The higher I walk in the mountains, the thinner the air, the stronger the sun, the colder the wind, the sharper the stone. All the thinness, strength, coldness and sharpness rub up against me like a blade on a grindstone and I’m sure my surface wears away until I am a strolling core, a vaporous center, a balanced twig teetering on the fork of my thin legs — a wispy soul-shaped thing they call the spirit. A slim, wavering sunbeam on rickety grasses and green waters; as eternal and finite as any living thing.
I’m a gold gleaner.
I want to scoop the world up in two hands and press it to the smooth slopes of my face. Wash my eyes and cheeks in the purity of chroma before I step forth into a religious rite. This land is my cloak. I wear the wind draped over narrow shoulders and the wildflower bones are a belt about my waist.
This is a clean place. I want to be clean, too. Rubbed free of my rust and brokenness so as to meet with God in a high place in my most natural state.

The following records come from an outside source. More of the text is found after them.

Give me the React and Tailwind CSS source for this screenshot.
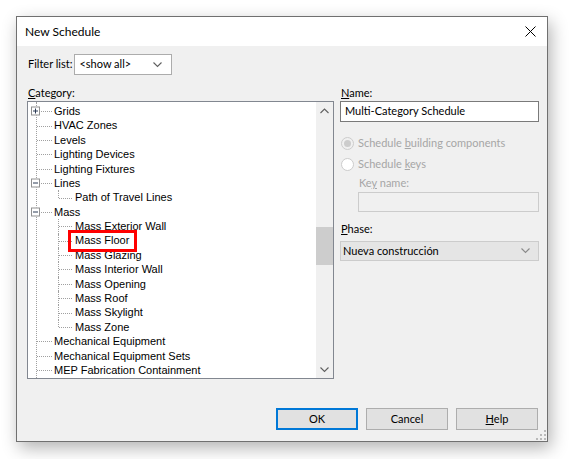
import React from 'react';

const UI_FONT = { fontFamily: 'Lato, "Noto Sans", sans-serif' };
const TREE_FONT = { fontFamily: '"Liberation Sans", Arial, sans-serif' };

const categories = [
  { label: 'Grids', toggle: 'plus' },
  { label: 'HVAC Zones' },
  { label: 'Levels' },
  { label: 'Lighting Devices' },
  { label: 'Lighting Fixtures' },
  { label: 'Lines', toggle: 'minus' },
  { label: 'Path of Travel Lines', child: true, last: true },
  { label: 'Mass', toggle: 'minus' },
  { label: 'Mass Exterior Wall', child: true },
  { label: 'Mass Floor', child: true, marked: true },
  { label: 'Mass Glazing', child: true },
  { label: 'Mass Interior Wall', child: true },
  { label: 'Mass Opening', child: true },
  { label: 'Mass Roof', child: true },
  { label: 'Mass Skylight', child: true },
  { label: 'Mass Zone', child: true, last: true },
  { label: 'Mechanical Equipment' },
  { label: 'Mechanical Equipment Sets' },
  { label: 'MEP Fabrication Containment' },
];

const Chevron = ({ dir = 'down', color = '#606060' }) => (
  <svg width="9" height="6" viewBox="0 0 9 6">
    <polyline
      points={dir === 'down' ? '0.5,0.5 4.5,4.5 8.5,0.5' : '0.5,5 4.5,1 8.5,5'}
      fill="none"
      stroke={color}
      strokeWidth="1.1"
    />
  </svg>
);

const ToggleBox = ({ kind }) => (
  <div className="absolute left-[3px] top-1/2 -translate-y-1/2 w-[9px] h-[9px] bg-white border border-[#919191] z-10">
    <svg width="7" height="7" viewBox="0 0 7 7" className="block">
      <line x1="1" y1="3.5" x2="6" y2="3.5" stroke="#2b3a55" strokeWidth="1" />
      {kind === 'plus' && <line x1="3.5" y1="1" x2="3.5" y2="6" stroke="#2b3a55" strokeWidth="1" />}
    </svg>
  </div>
);

const TreeRow = ({ item }) => (
  <div className="relative h-[14.4px] flex items-center">
    {item.child ? (
      <>
        <div
          className={`absolute left-[30px] top-0 border-l border-dotted border-[#a0a0a0] ${item.last ? 'h-1/2' : 'h-full'}`}
        />
        <div className="absolute left-[31px] top-1/2 w-[13px] border-t border-dotted border-[#a0a0a0]" />
        <span className="absolute left-[47px] whitespace-nowrap">{item.label}</span>
      </>
    ) : (
      <>
        <div className="absolute left-[9px] top-1/2 w-[15px] border-t border-dotted border-[#a0a0a0]" />
        {item.toggle && <ToggleBox kind={item.toggle} />}
        <span className="absolute left-[26px] whitespace-nowrap">{item.label}</span>
      </>
    )}
    {item.marked && (
      <div className="absolute left-[40px] top-[-4px] w-[69px] h-[22px] border-[3px] border-[#ff0000] z-20" />
    )}
  </div>
);

const Button = ({ children, primary }) => (
  <button
    className={`w-[82px] h-[22px] bg-[#e1e1e1] text-[11px] text-black ${
      primary ? 'border-2 border-[#0078d7]' : 'border border-[#adadad]'
    }`}
  >
    {children}
  </button>
);

const ResizeGrip = () => (
  <svg width="10" height="10" viewBox="0 0 10 10" className="absolute right-[1px] bottom-[1px]">
    {[
      [8, 0], [8, 4], [4, 4], [8, 8], [4, 8], [0, 8],
    ].map(([x, y]) => (
      <rect key={`${x}-${y}`} x={x} y={y} width="2" height="2" fill="#b9b9b9" />
    ))}
  </svg>
);

export default function App() {
  return (
    <div className="w-[570px] h-[459px] bg-white p-[16px]" style={UI_FONT}>
      <div className="relative w-[532px] h-[426px] flex flex-col bg-[#f0f0f0] border border-[#707070] shadow-[3px_6px_16px_rgba(0,0,0,0.3)]">
        {/* title bar */}
        <div className="h-[29px] bg-white flex items-center justify-between pl-[8px] pr-[11px]">
          <span className="text-[12px] text-black">New Schedule</span>
          <svg width="11" height="11" viewBox="0 0 11 11">
            <line x1="0.5" y1="0.5" x2="10.5" y2="10.5" stroke="#000" strokeWidth="1" />
            <line x1="10.5" y1="0.5" x2="0.5" y2="10.5" stroke="#000" strokeWidth="1" />
          </svg>
        </div>

        <div className="flex-1 flex flex-col pl-[10px] pr-[8px] text-[11px] text-black">
          {/* filter */}
          <div className="mt-[8px] flex items-center">
            <span className="ml-[1px]">Filter list:</span>
            <div className="ml-[2px] w-[98px] h-[21px] bg-white border border-[#acacac] flex items-center justify-between pl-[4px] pr-[9px]">
              <span>&lt;show all&gt;</span>
              <Chevron />
            </div>
          </div>

          <div className="mt-[10px] flex gap-[6px]">
            {/* category tree */}
            <div className="w-[307px] shrink-0 flex flex-col">
              <span className="h-[16px] ml-[1px]">
                <u>C</u>ategory:
              </span>
              <div className="h-[278px] bg-white border border-[#828790] flex">
                <div className="relative flex-1 pt-[2px] overflow-hidden" style={TREE_FONT}>
                  <div className="absolute left-[8px] top-0 bottom-0 border-l border-dotted border-[#a0a0a0]" />
                  {categories.map((item) => (
                    <TreeRow key={item.label} item={item} />
                  ))}
                </div>
                <div className="w-[17px] bg-[#f0f0f0] flex flex-col">
                  <div className="h-[17px] flex items-center justify-center">
                    <Chevron dir="up" />
                  </div>
                  <div className="mt-[108px] h-[38px] bg-[#cdcdcd]" />
                  <div className="flex-1" />
                  <div className="h-[17px] flex items-center justify-center">
                    <Chevron />
                  </div>
                </div>
              </div>
            </div>

            {/* schedule settings */}
            <div className="w-[199px] shrink-0 flex flex-col">
              <span className="h-[16px] ml-[1px]">
                <u>N</u>ame:
              </span>
              <div className="h-[21px] bg-white border border-[#7a7a7a] flex items-center pl-[4px]">
                Multi-Category Schedule
              </div>

              <div className="mt-[13px] h-[16px] flex items-center text-[#a6a6a6]">
                <div className="ml-[1px] w-[13px] h-[13px] rounded-full border border-[#cccccc] bg-[#f0f0f0] flex items-center justify-center">
                  <div className="w-[7px] h-[7px] rounded-full bg-[#cccccc]" />
                </div>
                <span className="ml-[4px]">
                  Schedule <u>b</u>uilding components
                </span>
              </div>
              <div className="mt-[5px] h-[16px] flex items-center text-[#a6a6a6]">
                <div className="ml-[1px] w-[13px] h-[13px] rounded-full border border-[#cccccc] bg-white" />
                <span className="ml-[4px]">
                  Schedule <u>k</u>eys
                </span>
              </div>

              <span className="mt-[3px] h-[16px] ml-[19px] text-[#a6a6a6]">
                Ke<u>y</u> name:
              </span>
              <div className="mt-[1px] ml-[18px] h-[20px] bg-[#f0f0f0] border border-[#cccccc]" />

              <span className="mt-[9px] h-[16px] ml-[1px]">
                <u>P</u>hase:
              </span>
              <div className="mt-[4px] h-[20px] bg-[#e5e5e5] border border-[#cccccc] flex items-center justify-between pl-[2px] pr-[8px]">
                <span>Nueva construcción</span>
                <Chevron color="#8a8a8a" />
              </div>
            </div>
          </div>

          {/* dialog buttons */}
          <div className="mt-auto mb-[11px] mr-[1px] flex justify-end gap-[8px]">
            <Button primary>OK</Button>
            <Button>Cancel</Button>
            <Button>
              <u>H</u>elp
            </Button>
          </div>
        </div>
        <ResizeGrip />
      </div>
    </div>
  );
}
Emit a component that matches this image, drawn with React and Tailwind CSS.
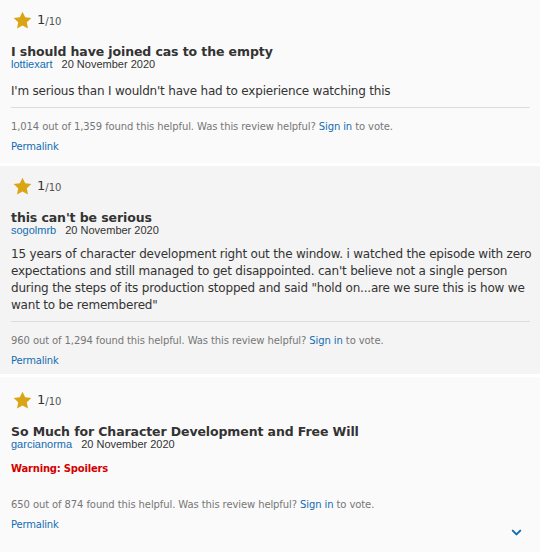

I reach out and run my fingertips along the mustard yellow feathers of the tamarack; the trees are fledging out of their own skin, made jumpy by their own wild displays of color. Each leaf that drops, each needle turning to duff on the forest floor rings like a bell on impact. The forest is a choir. I know the words to the song by heart. I sing along. My voice bears wings, one thousand wings, and on each wing tip, a steady flame.
Down on the water I catch fish, tease them with the long loops of my line, flick tiny bugs at them until they bite. I bring them to my cold, chapped hands, carefully slip hooks from their lips and marvel at the way their wet skin reflects sky, stone, tree and my own bright eyes, drunk on seeing deeply in this empty space.